• **STATED EXERCISE**:
Return the lines below exactly, from the first line to the line that contains "const RH = 10;". Leave out pictures.

━━ DATA

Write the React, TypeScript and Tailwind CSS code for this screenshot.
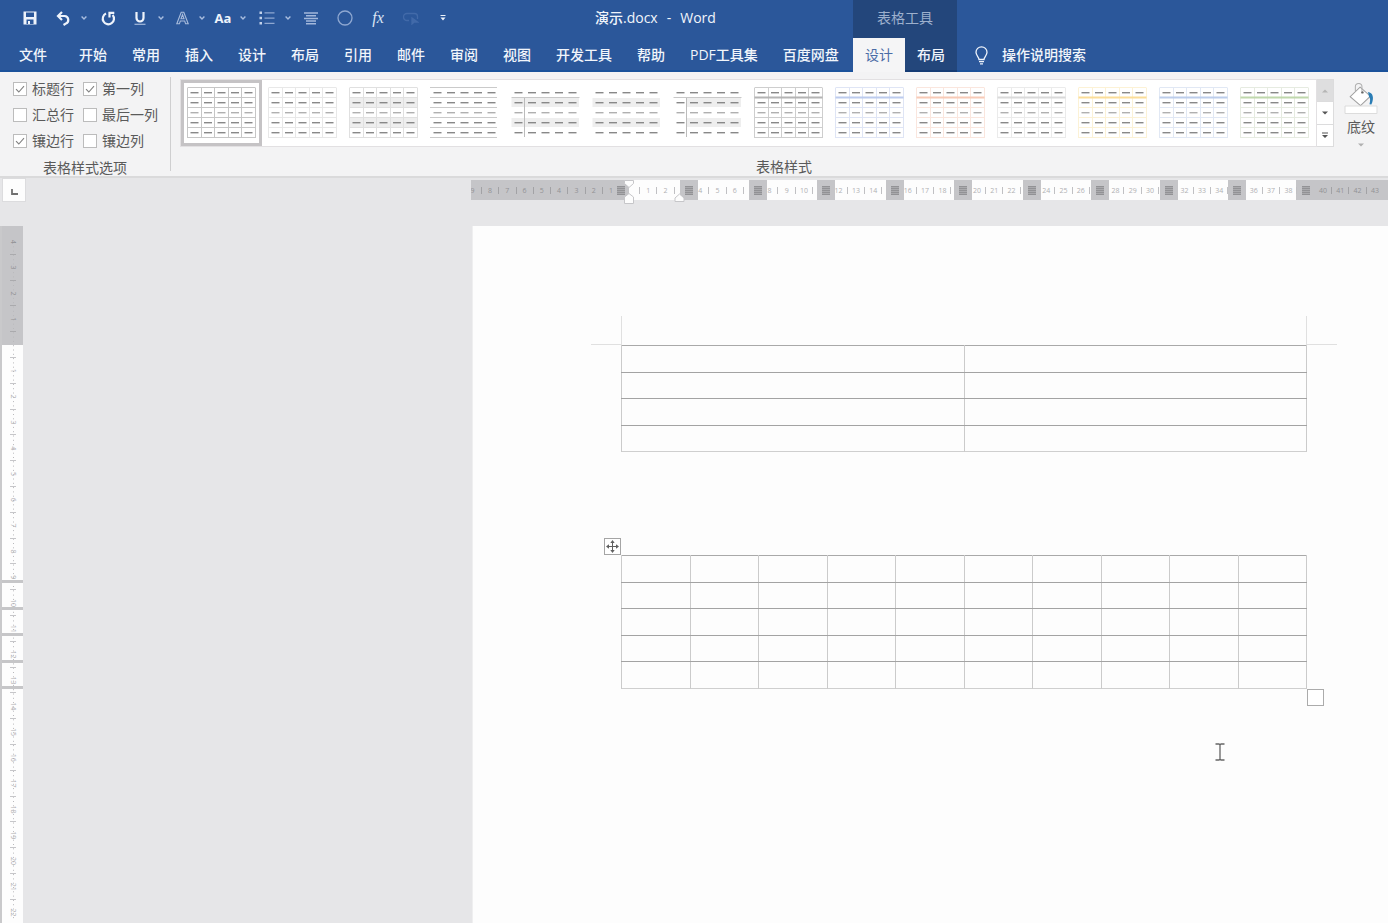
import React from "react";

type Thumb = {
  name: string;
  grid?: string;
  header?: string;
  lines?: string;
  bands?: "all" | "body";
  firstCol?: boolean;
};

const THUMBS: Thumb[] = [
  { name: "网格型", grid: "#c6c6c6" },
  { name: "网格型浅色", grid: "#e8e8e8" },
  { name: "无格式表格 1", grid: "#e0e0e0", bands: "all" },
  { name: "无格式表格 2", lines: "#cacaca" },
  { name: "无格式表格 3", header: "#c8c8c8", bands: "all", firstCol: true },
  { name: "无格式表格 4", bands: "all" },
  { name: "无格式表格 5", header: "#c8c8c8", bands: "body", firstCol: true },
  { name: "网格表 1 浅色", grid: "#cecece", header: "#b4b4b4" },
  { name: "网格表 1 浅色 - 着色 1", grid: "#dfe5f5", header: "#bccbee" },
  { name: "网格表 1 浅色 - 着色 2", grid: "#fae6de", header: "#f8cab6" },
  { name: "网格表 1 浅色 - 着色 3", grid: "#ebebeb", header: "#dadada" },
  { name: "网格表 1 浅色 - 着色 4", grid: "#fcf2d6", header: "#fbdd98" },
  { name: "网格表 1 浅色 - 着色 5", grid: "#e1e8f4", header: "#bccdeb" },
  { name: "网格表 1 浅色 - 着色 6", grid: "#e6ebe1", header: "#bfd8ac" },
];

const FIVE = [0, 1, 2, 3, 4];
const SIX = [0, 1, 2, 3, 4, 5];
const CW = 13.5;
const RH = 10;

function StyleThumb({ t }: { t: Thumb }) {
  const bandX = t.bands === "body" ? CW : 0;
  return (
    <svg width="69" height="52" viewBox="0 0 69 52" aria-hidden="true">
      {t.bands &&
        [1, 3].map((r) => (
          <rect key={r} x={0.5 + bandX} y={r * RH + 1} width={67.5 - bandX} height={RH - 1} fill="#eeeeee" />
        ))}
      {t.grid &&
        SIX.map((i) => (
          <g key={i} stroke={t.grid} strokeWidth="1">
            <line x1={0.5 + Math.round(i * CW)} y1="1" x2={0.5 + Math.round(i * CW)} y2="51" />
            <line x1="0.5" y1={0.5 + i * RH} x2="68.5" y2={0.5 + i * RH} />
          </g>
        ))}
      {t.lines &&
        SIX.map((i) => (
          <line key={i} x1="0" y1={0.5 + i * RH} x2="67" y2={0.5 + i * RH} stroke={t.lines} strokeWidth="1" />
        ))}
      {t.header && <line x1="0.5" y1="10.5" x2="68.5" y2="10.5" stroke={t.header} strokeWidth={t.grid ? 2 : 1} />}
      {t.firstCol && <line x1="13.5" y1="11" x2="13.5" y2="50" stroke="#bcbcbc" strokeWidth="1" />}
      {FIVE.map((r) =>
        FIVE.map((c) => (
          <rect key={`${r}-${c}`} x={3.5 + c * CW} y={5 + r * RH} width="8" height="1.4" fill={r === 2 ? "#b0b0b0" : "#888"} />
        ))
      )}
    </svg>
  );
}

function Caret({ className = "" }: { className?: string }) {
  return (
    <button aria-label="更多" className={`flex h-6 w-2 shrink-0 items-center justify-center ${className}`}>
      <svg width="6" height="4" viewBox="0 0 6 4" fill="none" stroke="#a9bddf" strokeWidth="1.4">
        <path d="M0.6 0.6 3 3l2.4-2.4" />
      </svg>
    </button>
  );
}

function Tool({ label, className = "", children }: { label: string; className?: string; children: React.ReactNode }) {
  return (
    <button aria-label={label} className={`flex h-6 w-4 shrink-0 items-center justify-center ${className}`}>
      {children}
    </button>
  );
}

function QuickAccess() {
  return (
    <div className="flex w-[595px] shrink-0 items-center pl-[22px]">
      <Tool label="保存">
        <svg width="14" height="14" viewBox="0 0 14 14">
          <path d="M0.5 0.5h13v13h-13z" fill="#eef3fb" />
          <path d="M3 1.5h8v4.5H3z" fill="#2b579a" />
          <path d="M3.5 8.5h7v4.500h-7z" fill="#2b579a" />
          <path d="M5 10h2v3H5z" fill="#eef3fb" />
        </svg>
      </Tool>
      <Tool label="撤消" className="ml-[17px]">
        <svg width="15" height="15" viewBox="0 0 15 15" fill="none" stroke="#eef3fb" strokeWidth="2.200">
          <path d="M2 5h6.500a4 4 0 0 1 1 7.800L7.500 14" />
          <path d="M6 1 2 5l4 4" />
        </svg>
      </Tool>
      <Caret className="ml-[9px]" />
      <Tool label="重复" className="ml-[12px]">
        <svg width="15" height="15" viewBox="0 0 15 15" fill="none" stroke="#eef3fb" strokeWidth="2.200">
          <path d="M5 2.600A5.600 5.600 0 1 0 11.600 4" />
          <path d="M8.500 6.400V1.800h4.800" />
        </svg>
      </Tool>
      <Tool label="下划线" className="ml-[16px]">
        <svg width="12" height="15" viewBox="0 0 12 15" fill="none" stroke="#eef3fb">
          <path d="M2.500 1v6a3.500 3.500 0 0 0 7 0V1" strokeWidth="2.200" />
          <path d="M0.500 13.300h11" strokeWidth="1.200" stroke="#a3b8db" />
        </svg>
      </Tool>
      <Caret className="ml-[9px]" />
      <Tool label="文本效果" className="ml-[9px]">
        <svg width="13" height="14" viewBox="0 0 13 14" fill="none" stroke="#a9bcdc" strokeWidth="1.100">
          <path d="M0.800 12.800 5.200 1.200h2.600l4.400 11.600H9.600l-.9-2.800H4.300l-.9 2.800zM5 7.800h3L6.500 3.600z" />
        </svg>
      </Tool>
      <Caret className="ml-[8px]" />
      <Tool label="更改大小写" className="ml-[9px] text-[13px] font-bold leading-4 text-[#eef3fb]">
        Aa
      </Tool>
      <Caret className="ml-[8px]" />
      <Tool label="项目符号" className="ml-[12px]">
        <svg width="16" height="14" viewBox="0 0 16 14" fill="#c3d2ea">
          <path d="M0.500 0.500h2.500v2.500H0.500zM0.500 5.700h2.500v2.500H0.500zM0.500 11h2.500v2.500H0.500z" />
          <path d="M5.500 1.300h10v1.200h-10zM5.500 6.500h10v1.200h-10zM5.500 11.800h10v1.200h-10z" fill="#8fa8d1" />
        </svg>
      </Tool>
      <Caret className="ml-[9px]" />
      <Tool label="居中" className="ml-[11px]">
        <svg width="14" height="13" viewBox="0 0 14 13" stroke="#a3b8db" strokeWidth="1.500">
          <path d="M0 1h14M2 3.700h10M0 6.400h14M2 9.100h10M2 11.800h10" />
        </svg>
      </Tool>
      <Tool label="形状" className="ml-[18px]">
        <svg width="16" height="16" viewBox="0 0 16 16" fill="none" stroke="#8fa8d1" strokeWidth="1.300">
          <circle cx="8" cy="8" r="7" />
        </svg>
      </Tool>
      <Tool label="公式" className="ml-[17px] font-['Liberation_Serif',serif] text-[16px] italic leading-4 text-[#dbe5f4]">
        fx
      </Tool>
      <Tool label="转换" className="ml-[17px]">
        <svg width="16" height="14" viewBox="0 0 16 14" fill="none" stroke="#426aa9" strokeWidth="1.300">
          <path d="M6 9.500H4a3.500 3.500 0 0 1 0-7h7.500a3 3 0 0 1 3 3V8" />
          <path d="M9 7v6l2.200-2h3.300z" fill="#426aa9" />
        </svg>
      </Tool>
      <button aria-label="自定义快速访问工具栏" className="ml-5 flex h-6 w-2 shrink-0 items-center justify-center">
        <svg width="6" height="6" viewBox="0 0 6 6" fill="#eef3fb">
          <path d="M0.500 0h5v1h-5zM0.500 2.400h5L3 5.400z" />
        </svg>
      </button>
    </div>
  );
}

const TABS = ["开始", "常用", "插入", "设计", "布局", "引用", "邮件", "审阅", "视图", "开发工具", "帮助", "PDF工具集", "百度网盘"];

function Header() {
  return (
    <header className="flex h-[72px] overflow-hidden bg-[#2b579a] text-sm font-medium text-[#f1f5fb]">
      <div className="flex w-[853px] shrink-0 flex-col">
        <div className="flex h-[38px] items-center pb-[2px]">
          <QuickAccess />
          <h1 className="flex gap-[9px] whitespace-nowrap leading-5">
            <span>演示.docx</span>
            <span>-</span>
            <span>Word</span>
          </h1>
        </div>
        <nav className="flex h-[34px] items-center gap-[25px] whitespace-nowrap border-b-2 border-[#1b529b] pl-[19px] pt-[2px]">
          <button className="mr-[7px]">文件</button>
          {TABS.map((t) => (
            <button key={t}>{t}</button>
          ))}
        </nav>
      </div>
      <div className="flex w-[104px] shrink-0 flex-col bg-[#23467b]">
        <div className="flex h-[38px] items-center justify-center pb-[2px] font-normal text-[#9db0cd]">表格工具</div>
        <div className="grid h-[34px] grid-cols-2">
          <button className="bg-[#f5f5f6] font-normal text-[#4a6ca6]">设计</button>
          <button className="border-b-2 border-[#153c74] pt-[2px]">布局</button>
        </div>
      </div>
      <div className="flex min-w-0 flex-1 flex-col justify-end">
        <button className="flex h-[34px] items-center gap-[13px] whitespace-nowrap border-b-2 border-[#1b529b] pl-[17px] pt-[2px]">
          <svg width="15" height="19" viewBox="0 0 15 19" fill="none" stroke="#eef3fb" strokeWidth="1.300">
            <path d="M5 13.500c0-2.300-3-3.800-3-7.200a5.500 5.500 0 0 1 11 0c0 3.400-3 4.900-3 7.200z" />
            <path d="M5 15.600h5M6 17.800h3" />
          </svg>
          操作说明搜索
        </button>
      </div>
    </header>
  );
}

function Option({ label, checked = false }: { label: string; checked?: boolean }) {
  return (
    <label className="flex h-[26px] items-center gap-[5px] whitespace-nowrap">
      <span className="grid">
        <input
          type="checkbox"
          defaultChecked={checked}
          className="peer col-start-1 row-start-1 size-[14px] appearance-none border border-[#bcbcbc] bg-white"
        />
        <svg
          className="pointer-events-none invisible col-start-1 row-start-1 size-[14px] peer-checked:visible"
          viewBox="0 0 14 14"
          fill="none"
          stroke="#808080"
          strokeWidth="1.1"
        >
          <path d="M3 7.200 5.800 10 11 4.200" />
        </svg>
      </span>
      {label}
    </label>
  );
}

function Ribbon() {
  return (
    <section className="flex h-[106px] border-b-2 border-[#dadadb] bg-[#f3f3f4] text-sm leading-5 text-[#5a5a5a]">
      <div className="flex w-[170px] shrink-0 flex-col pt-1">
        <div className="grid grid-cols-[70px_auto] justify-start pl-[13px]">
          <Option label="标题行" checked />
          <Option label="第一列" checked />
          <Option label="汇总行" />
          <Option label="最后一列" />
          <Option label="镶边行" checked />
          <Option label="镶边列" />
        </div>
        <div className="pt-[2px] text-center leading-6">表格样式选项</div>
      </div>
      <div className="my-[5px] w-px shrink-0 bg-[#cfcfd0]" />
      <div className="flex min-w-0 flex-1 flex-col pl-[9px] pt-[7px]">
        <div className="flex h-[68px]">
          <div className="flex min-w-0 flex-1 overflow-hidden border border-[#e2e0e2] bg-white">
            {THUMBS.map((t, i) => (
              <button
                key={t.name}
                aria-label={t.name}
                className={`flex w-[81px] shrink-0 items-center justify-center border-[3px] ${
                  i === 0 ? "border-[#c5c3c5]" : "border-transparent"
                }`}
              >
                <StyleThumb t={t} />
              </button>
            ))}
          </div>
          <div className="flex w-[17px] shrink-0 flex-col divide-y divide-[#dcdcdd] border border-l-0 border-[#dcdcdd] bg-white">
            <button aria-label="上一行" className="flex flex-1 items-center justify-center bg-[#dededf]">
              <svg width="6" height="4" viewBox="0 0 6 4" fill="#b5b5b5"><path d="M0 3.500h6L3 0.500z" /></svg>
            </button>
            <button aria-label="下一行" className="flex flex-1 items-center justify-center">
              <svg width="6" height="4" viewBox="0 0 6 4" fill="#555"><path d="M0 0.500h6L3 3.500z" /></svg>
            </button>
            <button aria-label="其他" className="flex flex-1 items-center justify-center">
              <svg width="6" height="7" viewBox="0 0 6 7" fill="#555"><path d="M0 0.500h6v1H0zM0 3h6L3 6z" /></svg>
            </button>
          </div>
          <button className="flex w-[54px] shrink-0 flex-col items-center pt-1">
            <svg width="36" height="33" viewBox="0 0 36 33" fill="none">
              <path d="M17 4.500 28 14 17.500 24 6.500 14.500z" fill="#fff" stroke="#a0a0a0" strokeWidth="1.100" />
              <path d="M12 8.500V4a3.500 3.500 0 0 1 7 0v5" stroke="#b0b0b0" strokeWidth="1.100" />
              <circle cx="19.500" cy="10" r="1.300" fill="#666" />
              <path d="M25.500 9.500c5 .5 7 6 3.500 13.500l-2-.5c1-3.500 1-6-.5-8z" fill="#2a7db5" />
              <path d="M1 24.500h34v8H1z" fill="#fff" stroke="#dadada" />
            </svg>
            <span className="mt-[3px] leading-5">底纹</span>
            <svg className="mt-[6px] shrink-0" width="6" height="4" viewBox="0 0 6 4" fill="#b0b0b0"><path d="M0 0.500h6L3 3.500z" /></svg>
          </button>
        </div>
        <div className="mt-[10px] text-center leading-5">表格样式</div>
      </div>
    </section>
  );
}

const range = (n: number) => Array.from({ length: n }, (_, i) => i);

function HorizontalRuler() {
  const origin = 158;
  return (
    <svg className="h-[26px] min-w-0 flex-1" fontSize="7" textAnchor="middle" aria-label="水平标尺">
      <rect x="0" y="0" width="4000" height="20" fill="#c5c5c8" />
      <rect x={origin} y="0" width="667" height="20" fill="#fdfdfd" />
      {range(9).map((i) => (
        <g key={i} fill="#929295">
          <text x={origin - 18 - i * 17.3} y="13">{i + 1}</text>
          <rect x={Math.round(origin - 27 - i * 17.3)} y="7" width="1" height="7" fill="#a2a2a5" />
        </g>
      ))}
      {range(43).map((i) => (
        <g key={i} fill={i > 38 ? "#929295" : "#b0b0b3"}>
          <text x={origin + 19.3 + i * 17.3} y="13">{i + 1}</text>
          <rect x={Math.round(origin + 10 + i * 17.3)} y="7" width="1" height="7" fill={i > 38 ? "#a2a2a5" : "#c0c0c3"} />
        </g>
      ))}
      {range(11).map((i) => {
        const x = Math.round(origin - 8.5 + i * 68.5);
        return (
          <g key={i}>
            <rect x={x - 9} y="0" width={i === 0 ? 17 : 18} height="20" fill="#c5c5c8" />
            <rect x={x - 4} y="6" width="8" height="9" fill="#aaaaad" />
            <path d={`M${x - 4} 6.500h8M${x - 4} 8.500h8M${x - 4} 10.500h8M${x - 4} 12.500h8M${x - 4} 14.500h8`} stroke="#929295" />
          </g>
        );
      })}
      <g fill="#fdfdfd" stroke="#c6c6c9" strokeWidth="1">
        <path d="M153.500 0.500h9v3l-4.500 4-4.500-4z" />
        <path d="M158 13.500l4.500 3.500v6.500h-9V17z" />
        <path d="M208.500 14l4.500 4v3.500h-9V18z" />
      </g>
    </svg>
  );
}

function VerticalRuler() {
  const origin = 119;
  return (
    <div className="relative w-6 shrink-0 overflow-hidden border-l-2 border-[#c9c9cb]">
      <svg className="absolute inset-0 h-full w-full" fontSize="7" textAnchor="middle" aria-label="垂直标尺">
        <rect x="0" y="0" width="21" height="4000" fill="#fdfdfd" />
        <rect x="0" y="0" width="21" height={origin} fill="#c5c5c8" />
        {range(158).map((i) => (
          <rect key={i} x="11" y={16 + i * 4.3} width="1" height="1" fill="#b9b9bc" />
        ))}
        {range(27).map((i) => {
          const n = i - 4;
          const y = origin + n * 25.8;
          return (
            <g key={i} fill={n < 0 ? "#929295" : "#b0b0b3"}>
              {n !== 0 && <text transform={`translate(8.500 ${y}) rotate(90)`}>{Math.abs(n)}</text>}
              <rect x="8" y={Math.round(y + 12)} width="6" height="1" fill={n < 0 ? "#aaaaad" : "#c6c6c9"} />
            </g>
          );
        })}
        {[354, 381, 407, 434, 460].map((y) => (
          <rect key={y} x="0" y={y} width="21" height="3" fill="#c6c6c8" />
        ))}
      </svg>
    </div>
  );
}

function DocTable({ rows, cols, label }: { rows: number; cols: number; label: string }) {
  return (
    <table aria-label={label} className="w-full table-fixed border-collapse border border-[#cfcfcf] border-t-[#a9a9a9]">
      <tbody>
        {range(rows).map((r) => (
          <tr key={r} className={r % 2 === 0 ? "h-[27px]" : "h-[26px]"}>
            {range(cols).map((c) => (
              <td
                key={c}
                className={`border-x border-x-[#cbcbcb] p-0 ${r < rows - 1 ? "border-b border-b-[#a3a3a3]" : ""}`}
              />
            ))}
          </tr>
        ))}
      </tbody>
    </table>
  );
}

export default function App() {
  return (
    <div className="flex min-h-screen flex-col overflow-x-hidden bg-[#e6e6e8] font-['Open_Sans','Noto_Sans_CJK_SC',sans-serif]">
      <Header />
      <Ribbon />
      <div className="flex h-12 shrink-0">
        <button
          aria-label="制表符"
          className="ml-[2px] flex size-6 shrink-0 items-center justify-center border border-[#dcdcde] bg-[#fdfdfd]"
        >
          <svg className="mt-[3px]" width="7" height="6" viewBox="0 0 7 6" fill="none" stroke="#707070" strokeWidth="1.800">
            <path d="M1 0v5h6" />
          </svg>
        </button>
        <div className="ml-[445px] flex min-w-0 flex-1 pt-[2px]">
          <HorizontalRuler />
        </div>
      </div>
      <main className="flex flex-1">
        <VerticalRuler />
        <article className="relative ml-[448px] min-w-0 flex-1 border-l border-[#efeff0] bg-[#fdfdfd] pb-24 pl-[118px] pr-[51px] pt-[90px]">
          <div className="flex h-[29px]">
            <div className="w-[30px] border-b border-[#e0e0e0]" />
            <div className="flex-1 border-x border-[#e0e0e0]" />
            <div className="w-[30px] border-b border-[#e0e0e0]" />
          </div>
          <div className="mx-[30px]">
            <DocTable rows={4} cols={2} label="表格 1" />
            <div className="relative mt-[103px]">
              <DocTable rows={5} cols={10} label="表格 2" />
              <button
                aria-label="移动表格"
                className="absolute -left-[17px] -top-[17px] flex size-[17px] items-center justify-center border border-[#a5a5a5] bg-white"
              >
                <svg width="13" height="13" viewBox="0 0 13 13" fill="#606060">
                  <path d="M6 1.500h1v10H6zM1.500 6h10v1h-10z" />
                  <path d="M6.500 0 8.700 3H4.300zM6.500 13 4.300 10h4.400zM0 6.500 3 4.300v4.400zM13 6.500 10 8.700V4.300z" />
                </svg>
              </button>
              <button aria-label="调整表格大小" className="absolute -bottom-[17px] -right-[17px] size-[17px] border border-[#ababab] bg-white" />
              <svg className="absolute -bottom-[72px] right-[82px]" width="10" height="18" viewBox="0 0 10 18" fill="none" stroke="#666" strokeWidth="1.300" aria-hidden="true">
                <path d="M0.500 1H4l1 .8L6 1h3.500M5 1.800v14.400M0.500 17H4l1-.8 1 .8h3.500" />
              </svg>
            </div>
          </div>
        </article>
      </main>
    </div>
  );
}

━━━━

• **EXERCISE SOLUTION**:
Write the React, TypeScript and Tailwind CSS code for this screenshot.
import React from "react";

type Thumb = {
  name: string;
  grid?: string;
  header?: string;
  lines?: string;
  bands?: "all" | "body";
  firstCol?: boolean;
};

const THUMBS: Thumb[] = [
  { name: "网格型", grid: "#c6c6c6" },
  { name: "网格型浅色", grid: "#e8e8e8" },
  { name: "无格式表格 1", grid: "#e0e0e0", bands: "all" },
  { name: "无格式表格 2", lines: "#cacaca" },
  { name: "无格式表格 3", header: "#c8c8c8", bands: "all", firstCol: true },
  { name: "无格式表格 4", bands: "all" },
  { name: "无格式表格 5", header: "#c8c8c8", bands: "body", firstCol: true },
  { name: "网格表 1 浅色", grid: "#cecece", header: "#b4b4b4" },
  { name: "网格表 1 浅色 - 着色 1", grid: "#dfe5f5", header: "#bccbee" },
  { name: "网格表 1 浅色 - 着色 2", grid: "#fae6de", header: "#f8cab6" },
  { name: "网格表 1 浅色 - 着色 3", grid: "#ebebeb", header: "#dadada" },
  { name: "网格表 1 浅色 - 着色 4", grid: "#fcf2d6", header: "#fbdd98" },
  { name: "网格表 1 浅色 - 着色 5", grid: "#e1e8f4", header: "#bccdeb" },
  { name: "网格表 1 浅色 - 着色 6", grid: "#e6ebe1", header: "#bfd8ac" },
];

const FIVE = [0, 1, 2, 3, 4];
const SIX = [0, 1, 2, 3, 4, 5];
const CW = 13.5;
const RH = 10;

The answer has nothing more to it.